Very happy 20 yrs + user of a linear tracker, the great ET2, here.

First, while he has mentioned his thread, I think it should be stressed what a great resource ct0517’s thread is; not just for users of the ET2 to learn about proper setup and to get “outside the box” practical tips, but for anyone contemplating “going linear”.

By the time that I acquired my ET2 I had owned and lived with several pivoting arms including the SME V, Grado Sig, Sumiko The Arm, Premier MMT, Alphason and Syrinx PU3 (only one I still have). I have used more different cartridges than I can remember of both the MM and MC type and I consider myself fairly adept at tonearm setup, but far from a perfectionist in that respect. I still own several of those cartridges from way back and none have suffered cantilever or suspension issues due to use on the ET2.

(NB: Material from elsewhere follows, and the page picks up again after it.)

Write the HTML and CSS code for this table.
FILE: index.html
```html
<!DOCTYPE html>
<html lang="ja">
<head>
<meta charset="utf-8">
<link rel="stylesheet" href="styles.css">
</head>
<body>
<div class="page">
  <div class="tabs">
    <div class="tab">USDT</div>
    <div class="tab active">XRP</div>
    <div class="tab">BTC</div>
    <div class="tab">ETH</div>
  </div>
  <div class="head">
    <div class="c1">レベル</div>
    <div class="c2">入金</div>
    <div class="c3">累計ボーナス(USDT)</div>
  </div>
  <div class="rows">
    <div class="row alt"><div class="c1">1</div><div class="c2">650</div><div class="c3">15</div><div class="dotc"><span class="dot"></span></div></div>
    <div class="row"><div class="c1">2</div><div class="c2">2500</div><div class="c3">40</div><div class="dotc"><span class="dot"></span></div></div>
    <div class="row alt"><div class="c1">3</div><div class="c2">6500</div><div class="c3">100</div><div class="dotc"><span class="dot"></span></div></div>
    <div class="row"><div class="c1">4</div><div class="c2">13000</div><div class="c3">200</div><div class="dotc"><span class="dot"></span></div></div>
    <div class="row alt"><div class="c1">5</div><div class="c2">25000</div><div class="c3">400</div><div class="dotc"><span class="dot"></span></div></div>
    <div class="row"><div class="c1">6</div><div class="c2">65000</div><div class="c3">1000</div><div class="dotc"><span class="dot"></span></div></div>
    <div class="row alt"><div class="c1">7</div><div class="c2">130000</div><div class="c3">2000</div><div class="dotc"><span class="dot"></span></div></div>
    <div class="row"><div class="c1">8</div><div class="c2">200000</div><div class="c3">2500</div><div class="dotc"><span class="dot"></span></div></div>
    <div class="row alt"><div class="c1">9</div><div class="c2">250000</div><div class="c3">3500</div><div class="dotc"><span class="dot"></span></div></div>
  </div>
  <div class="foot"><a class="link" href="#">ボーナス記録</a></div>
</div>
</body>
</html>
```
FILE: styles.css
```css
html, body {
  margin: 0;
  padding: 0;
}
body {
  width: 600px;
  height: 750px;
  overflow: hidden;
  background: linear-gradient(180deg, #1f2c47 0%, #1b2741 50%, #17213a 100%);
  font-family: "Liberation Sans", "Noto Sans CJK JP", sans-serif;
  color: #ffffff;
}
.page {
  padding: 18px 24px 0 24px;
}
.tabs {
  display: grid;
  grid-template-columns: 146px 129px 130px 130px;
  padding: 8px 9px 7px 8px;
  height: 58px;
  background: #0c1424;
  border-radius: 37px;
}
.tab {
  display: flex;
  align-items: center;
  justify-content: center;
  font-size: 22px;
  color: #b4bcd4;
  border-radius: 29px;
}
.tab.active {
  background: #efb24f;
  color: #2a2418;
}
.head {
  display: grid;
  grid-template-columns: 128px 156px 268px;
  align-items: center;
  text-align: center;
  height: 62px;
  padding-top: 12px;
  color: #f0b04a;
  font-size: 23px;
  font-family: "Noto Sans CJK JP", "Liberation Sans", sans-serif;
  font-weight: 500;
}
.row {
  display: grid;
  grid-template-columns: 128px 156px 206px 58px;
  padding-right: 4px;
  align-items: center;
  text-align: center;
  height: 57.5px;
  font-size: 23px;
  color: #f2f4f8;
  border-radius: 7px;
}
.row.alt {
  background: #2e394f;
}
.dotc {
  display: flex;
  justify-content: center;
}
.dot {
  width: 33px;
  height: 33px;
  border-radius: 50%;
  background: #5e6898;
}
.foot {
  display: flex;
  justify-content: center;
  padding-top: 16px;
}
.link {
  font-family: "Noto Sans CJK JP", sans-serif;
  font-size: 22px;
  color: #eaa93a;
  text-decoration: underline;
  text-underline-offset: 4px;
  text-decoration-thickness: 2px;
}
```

There is no question that living with a linear tracker is more complicated than using a pivoting arm for the reasons already mentioned. However, once set up, I did not experience at all the need for constant fiddling and one of the beauties of this arm is that it makes the rare need for relevelling so easy. Which brings up what I feel is one great advantage of an arm like the ET2; I can’t speak for any other linear tracker as I have never owned any other. The ease with which the various setup parameters can be adjusted makes getting the best out of a cartridge infinitely easier in my experience. VTA on the fly is a miracle and I think many would be shocked at just how much just this one feature of the arm helps.

For me, the most important advantage of the arm is that, compared to all the pivoting arms that I have used, there is a fundamental difference in its sonic presentation that I find to be more realistic both tonally and in the way it portrays the soundstage. All those pivoting arms always left me with the impression that the shape of the soundstage and it’s boundaries were dictated by the arm and not necessarily what was recorded. None of them came close to conveying the sense of wide open ambience and stable layering of instruments that the ET2 is capable of conveying. The size of intruments and voices relative to each other always seemed distorted to one degree or another by the pivoting arms compared to the ET2 which tended to sound more realistic in that regard.  I also experienced far fewer instances of having a cartridge which had a tonal flaw that I could not live with which I could not make livable by adjusting setup parameters; adjustments which were typically far more difficult or impossible with the pivoting arms.

A very condensed account of my experiences only and I have no interest in presenting them as definitive; just one more bit of support for linear trackers. Happy New Year to all.

Fully understand what Frogman means by "... fundamental difference in sonic presentation ... more realistic both tonally and ... in ... soundstage ... wide open ambience and stable layering of instruments ... sounded more realistic ..." Well said.
IMO in short, the best linear trackers produce less artificial sounds and more music. They are not perfect yet but very close.

I have owned only B+O linear trackers over the last 40 years and have been very happy with them.  Very elegant looking, simple to operate, no fiddling and extraordinary sound.  I started with the original 4000, I believe it was called.  I modified the arm to take a conventional moving coil cartridge and was very happy until the TT finally expired.

 I replaced it with a TX2 which has some issues,  due to its lightness but which were resolved with proper feet and the use of sorbethane as damping on the body and even the platter.  Sorbethane is much underated because it is widely misused.  I use small , thickm dense sorb, glued in place and covered with layers of tape so that it acts as  'constrained damping.'  This makes it far more effective than the usual sorbothane footers. 

The B&O cartridges are no slouch  With the TX2 I bought the second most TOL model  that B&O sold and find it more than a match for my older moving coil.